Dáil debates

Wednesday, 5 December 2007

4:00 pm

Photo of Richard BrutonRichard Bruton (Dublin North Central, Fine Gael)

The tragic truth is that we would have a resilient economy today that would be capable of dealing with the challenges if the programme of reform had been started. We have only to look across the water to see what Gordon Brown and the Labour Party in the UK did when they demanded annual efficiency changes and over the period in question were able to release what would be the equivalent in Ireland of 6,000 extra frontline staff to frontline positions to deliver services. We could have already resolved the question of our need for 2,000 extra gardaí, 2,000 extra consultants or 2,000 extra teachers. That could have been resolved by a proper efficiency approach along the lines of the approach taken not only in the UK but in many other countries. However, this Government just wanted to throw money at problems. The tougher the problem, the more it threw money at it and the more it did not face up to reform. That is the sad situation.
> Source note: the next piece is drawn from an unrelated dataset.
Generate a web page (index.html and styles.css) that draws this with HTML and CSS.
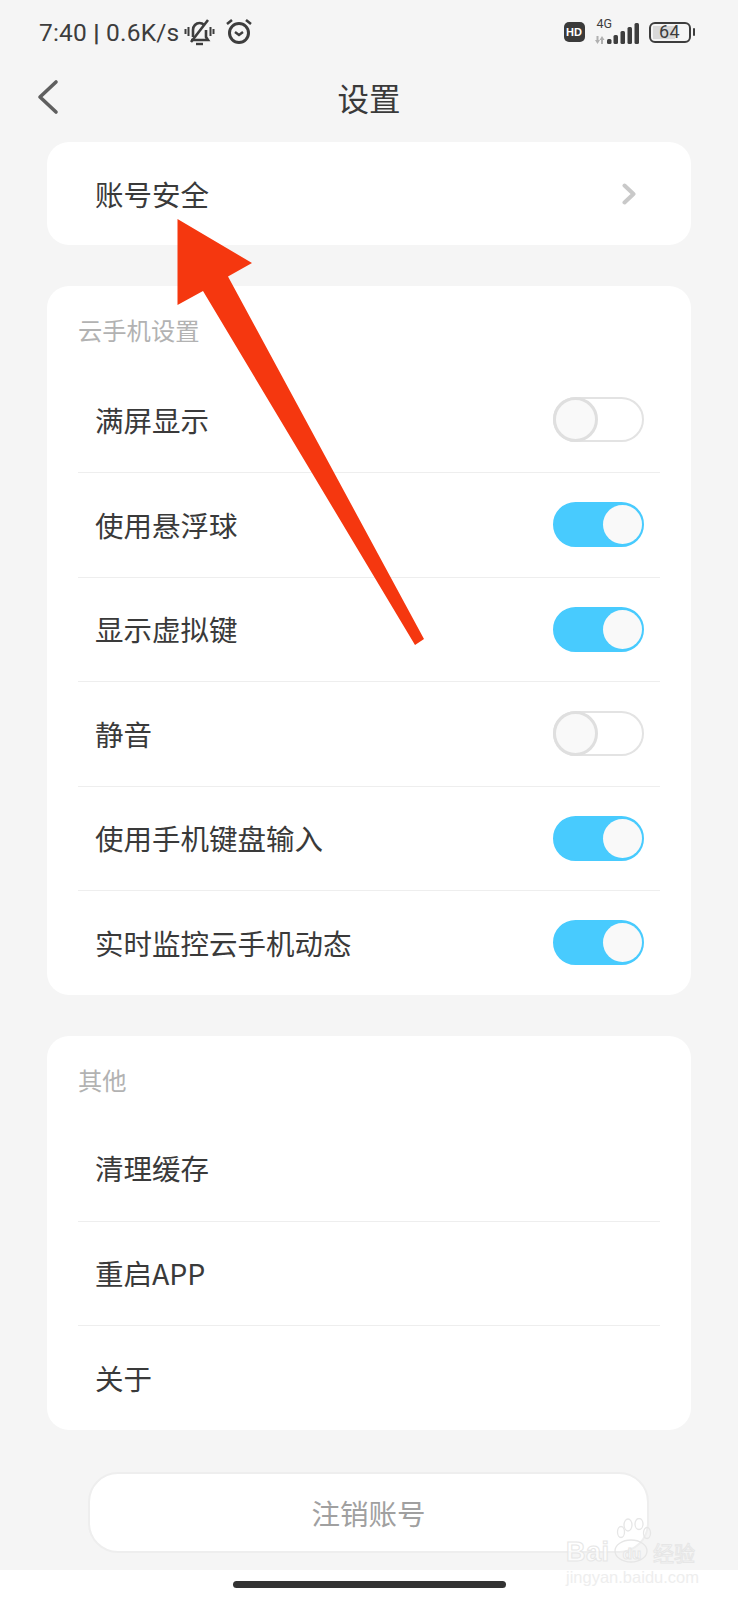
FILE: index.html
```html
<!DOCTYPE html>
<html lang="zh-CN">
  <head>
    <meta charset="UTF-8" />
    <meta name="viewport" content="width=device-width, initial-scale=1.0" />
    <title>设置</title>
    <link rel="stylesheet" href="styles.css">
  </head>
  <body>
    <div class="page">
      <div class="status-bar">
        <div class="status-left">
          <span class="status-text">7:40 <b>|</b> 0.6K/s</span>
          <svg class="icon-bell" width="31" height="29" viewBox="0 0 31 29" fill="none" stroke="#3d3d3d">
            <path d="M9 19V12c0-4 3-7 6.500-7 2 0 3.500 .8 4.800 2M22 12v7l2 3H7" stroke-width="2.600" />
            <path d="M12 26h7" stroke-width="2.400" />
            <path d="M7 24L24 2" stroke-width="2.600" />
            <path d="M1.500 11v5M4.500 9v9M26.500 9v9M29.500 11v5" stroke-width="2" />
          </svg>
          <svg class="icon-alarm" width="28" height="26" viewBox="0 0 28 26" fill="none" stroke="#3d3d3d">
            <circle cx="14" cy="15" r="9.500" stroke-width="3" />
            <path d="M10 14l4 3 4-3" stroke-width="2.400" />
            <path d="M2 6l5-4M26 6l-5-4" stroke-width="2.600" />
          </svg>
        </div>
        <div class="status-right">
          <span class="hd-badge">HD</span>
          <div class="signal">
            <span class="net-type">4G</span>
            <svg width="44" height="21" viewBox="0 0 44 21" fill="#3d3d3d">
              <path d="M1.500 13h2v4H5l-2.500 4L0 17h1.500zM6 21h2v-4h1.500L7 13l-2.500 4H6z" fill="#b0b0b0" />
              <rect x="12" y="16" width="4.500" height="5" rx="1.500" />
              <rect x="18.500" y="12" width="4.500" height="9" rx="1.500" />
              <rect x="25.500" y="8" width="4.500" height="13" rx="1.500" />
              <rect x="32.500" y="4" width="4.500" height="17" rx="1.500" />
              <rect x="39.500" y="0" width="4.500" height="21" rx="1.500" />
            </svg>
          </div>
          <div class="battery">
            <span class="battery-level"></span>
            <span class="battery-num">64</span>
          </div>
          <span class="battery-cap"></span>
        </div>
      </div>

      <div class="nav-bar">
        <svg class="back" width="22" height="36" viewBox="0 0 22 36" fill="none" stroke="#5f5f5f" stroke-width="3.600" stroke-linecap="round" stroke-linejoin="round">
          <path d="M19 3L3 18l16 15" />
        </svg>
        <div class="nav-title">设置</div>
      </div>

      <div class="content">
        <div class="card card-single">
          <div class="row">
            <span class="label">账号安全</span>
            <svg class="chevron" width="14" height="22" viewBox="0 0 14 22" fill="none" stroke="#c9c9c9" stroke-width="4" stroke-linecap="round" stroke-linejoin="round">
              <path d="M2.500 2.500L11.500 11l-9 8.500" />
            </svg>
          </div>
        </div>

        <div class="card">
          <div class="card-title">云手机设置</div>
          <div class="row"><span class="label">满屏显示</span><span class="switch"><i></i></span></div>
          <div class="row"><span class="label">使用悬浮球</span><span class="switch on"><i></i></span></div>
          <div class="row"><span class="label">显示虚拟键</span><span class="switch on"><i></i></span></div>
          <div class="row"><span class="label">静音</span><span class="switch"><i></i></span></div>
          <div class="row"><span class="label">使用手机键盘输入</span><span class="switch on"><i></i></span></div>
          <div class="row"><span class="label">实时监控云手机动态</span><span class="switch on"><i></i></span></div>
        </div>

        <div class="card">
          <div class="card-title card-title-short">其他</div>
          <div class="row"><span class="label">清理缓存</span></div>
          <div class="row"><span class="label">重启APP</span></div>
          <div class="row"><span class="label">关于</span></div>
        </div>

        <div class="logout">注销账号</div>
      </div>

      <div class="home-bar"><span class="home-pill"></span></div>

      <!-- 红色箭头标注 -->
      <svg class="arrow" width="738" height="660" viewBox="0 0 738 660">
        <polygon points="177.500,219 252,263 228,276.500 424,639 415,645 203,291 177.500,305" fill="#f5370f" />
      </svg>

      <!-- 水印 -->
      <div class="watermark">
        <svg class="paw" width="40" height="46" viewBox="0 0 40 46" fill="none" stroke="#e6e6e6" stroke-width="1.300">
          <ellipse cx="9" cy="14" rx="3.500" ry="5.500" />
          <ellipse cx="16" cy="7" rx="4" ry="6" />
          <ellipse cx="27" cy="6" rx="4" ry="5.500" />
          <ellipse cx="35" cy="15" rx="3.500" ry="5.500" />
          <ellipse cx="19" cy="33" rx="16" ry="11" />
        </svg>
        <div class="wm-top"><span class="wm-bai">Bai</span><span class="wm-du">du</span><span class="wm-cn">经验</span></div>
        <div class="wm-url">jingyan.baidu.com</div>
      </div>
    </div>
  </body>
</html>
```

FILE: styles.css
```css
* {
  box-sizing: border-box;
}
html,
body {
  margin: 0;
  height: 1600px;
  overflow: hidden;
}
body {
  background: #f5f5f5;
  color: #3a3a3a;
  font-family: "Noto Sans CJK SC", "Noto Sans", sans-serif;
}
.page {
  position: relative;
  display: flex;
  flex-direction: column;
  width: 738px;
  height: 1600px;
}

/* 状态栏 */
.status-bar {
  display: flex;
  justify-content: space-between;
  align-items: center;
  height: 64px;
  padding: 0 43px 0 39px;
  color: #3d3d3d;
}
.status-left {
  display: flex;
  align-items: center;
}
.status-text {
  font-family: Roboto, sans-serif;
  font-size: 24.500px;
  letter-spacing: 0.200px;
  white-space: nowrap;
}
.status-text b {
  font-weight: 900;
}
.icon-bell {
  margin: 1px 0 0 5px;
}
.icon-alarm {
  margin: -2px 0 0 10px;
}
.status-right {
  display: flex;
  align-items: center;
}
.hd-badge {
  width: 21px;
  height: 20px;
  border-radius: 5px;
  background: #3a3a3a;
  color: #fff;
  font: bold 11px/20px "Liberation Sans", sans-serif;
  text-align: center;
}
.signal {
  position: relative;
  width: 44px;
  height: 23px;
  margin: 0 10px 0 10px;
}
.signal svg {
  position: absolute;
  left: 0;
  bottom: 0;
}
.net-type {
  position: absolute;
  left: 2px;
  top: -3px;
  font: 12.500px/12px Roboto, sans-serif;
}
.battery {
  position: relative;
  width: 42px;
  height: 21px;
  border: 2.500px solid #3d3d3d;
  border-radius: 6px;
  overflow: hidden;
}
.battery-level {
  position: absolute;
  left: 2px;
  top: 2px;
  bottom: 2px;
  width: 22px;
  background: #d9d9d9;
}
.battery-num {
  position: absolute;
  inset: 0;
  font: 18px/16px Roboto, sans-serif;
  letter-spacing: 0.500px;
  text-align: center;
}
.battery-cap {
  width: 2.500px;
  height: 8px;
  margin-left: 2px;
  border-radius: 1px;
  background: #3d3d3d;
}

/* 导航 */
.nav-bar {
  display: flex;
  justify-content: center;
  align-items: center;
  position: relative;
  height: 78px;
}
.back {
  position: absolute;
  left: 37px;
  top: 15px;
}
.nav-title {
  font-size: 31.500px;
  line-height: 40px;
  margin-top: -12px;
}

/* 卡片列表 */
.content {
  display: flex;
  flex-direction: column;
  gap: 41px;
  padding: 0 47px;
}
.card {
  padding: 0 31px;
  border-radius: 22px;
  background: #fff;
}
.card-title {
  height: 81.500px;
  padding-top: 28px;
  color: #b2b2b2;
  font-size: 24.300px;
  line-height: 32px;
}
.card-title-short {
  height: 80.500px;
}
.row {
  display: flex;
  justify-content: space-between;
  align-items: center;
  height: 104.500px;
  padding: 0 16px 0 17px;
  border-top: 1.500px solid #eeeeee;
  font-size: 28.500px;
}
.label {
  margin-bottom: 1px;
}
.card-title + .row {
  border-top: none;
}
.card-single .row {
  height: 103px;
  border-top: none;
}
.chevron {
  margin-right: 8px;
}

/* 开关 */
.switch {
  display: flex;
  align-items: center;
  width: 91px;
  height: 45px;
  border: 2.500px solid #e3e3e3;
  border-radius: 23px;
  background: #fff;
}
.switch i {
  width: 45px;
  height: 45px;
  margin-left: -2.500px;
  border: 3.500px solid #dfdfdf;
  border-radius: 50%;
  background: #f9f9f9;
}
.switch.on {
  justify-content: flex-end;
  border-color: #48cbfe;
  background: #48cbfe;
}
.switch.on i {
  width: 39px;
  height: 39px;
  margin: 0 0.500px 0 0;
  border: none;
}

/* 注销按钮 */
.logout {
  height: 81px;
  margin: 1px 42px 0 41px;
  border: 2px solid #eeeeee;
  border-radius: 30px;
  background: #fff;
  color: #a0a0a0;
  font-size: 28.500px;
  line-height: 77px;
  text-align: center;
}

/* 底部横条 */
.home-bar {
  position: absolute;
  left: 0;
  right: 0;
  bottom: 0;
  display: flex;
  justify-content: center;
  height: 30px;
  padding-top: 11px;
  background: #fff;
}
.home-pill {
  width: 273px;
  height: 7px;
  border-radius: 4px;
  background: #333;
}

/* 标注与水印，盖在内容上 */
.arrow {
  position: absolute;
  left: 0;
  top: 0;
  pointer-events: none;
}
.watermark {
  position: absolute;
  left: 566px;
  top: 1518px;
  width: 132px;
  height: 68px;
}
.paw {
  position: absolute;
  left: 46px;
  top: 0;
}
.wm-top {
  position: absolute;
  left: 0;
  top: 19px;
  display: flex;
  align-items: center;
  white-space: nowrap;
  color: rgba(255, 255, 255, 0.700);
  -webkit-text-stroke: 1px #e6e6e6;
}
.wm-bai {
  width: 50px;
  font: bold 27px/30px "Liberation Sans", sans-serif;
  letter-spacing: 0.500px;
}
.wm-du {
  width: 32px;
  margin-top: 4px;
  font: bold 15px/24px "Liberation Sans", sans-serif;
  text-align: center;
}
.wm-cn {
  margin-left: 5px;
  font-size: 21px;
  line-height: 30px;
}
.wm-url {
  position: absolute;
  left: 0;
  top: 50px;
  color: #eeeeee;
  font: 16.500px/18px "Liberation Sans", sans-serif;
  white-space: nowrap;
}
```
Who will be the casualties of this unreformed Government that is spending money freely and not delivering results? It will not be Ministers, that is for sure. It will be older people waiting for care, children with special needs abandoned to dropping out of school early and the vulnerable communities that are prey to drugs and the violence of organised crime. They will be the victims who will pay for a budget that will not face up to the realities of an economy which is working superbly in the private sector but which has not addressed the issue of productivity, efficiency and reform in the public sector. Most of the problems we face as a country come directly from Departments controlled by the 15 Ministers across the floor. That is where the high cost and our loss of competitiveness is coming from. We have a Government complacently whistling its way along and not addressing this crying need for reform.

Again, we see a huge disappointment in the area of taxation. Indexing bands and credits to simply meet the cost of wage increases was a core commitment and one which, above all, the Minister said he would honour but he has not honoured it. He has not honoured the 4.5% increase in wage thresholds which he said he would deliver. To meet the cost of inflation now, one would need €90, which he has not delivered.

We have also seen that, once again, more ordinary taxpayers on modest incomes will be plunged into the top rate as a result of not indexing. Next year, 750,000 people will be on the top rate of tax of 41%. That is the reality. Even people on the average industrial wage will find themselves on the top rate. Is this not an extraordinary situation? Here was a Minister who promised in the last programme for Government that only 20% of taxpayers would be on the top rate. Instead we see a massive 750,000 of them on the top rate. He has reneged on that promise in respect of 250,000 people. We still see ordinary people being asked to pay tax at the same rate as multimillionaires, which is not acceptable and must change.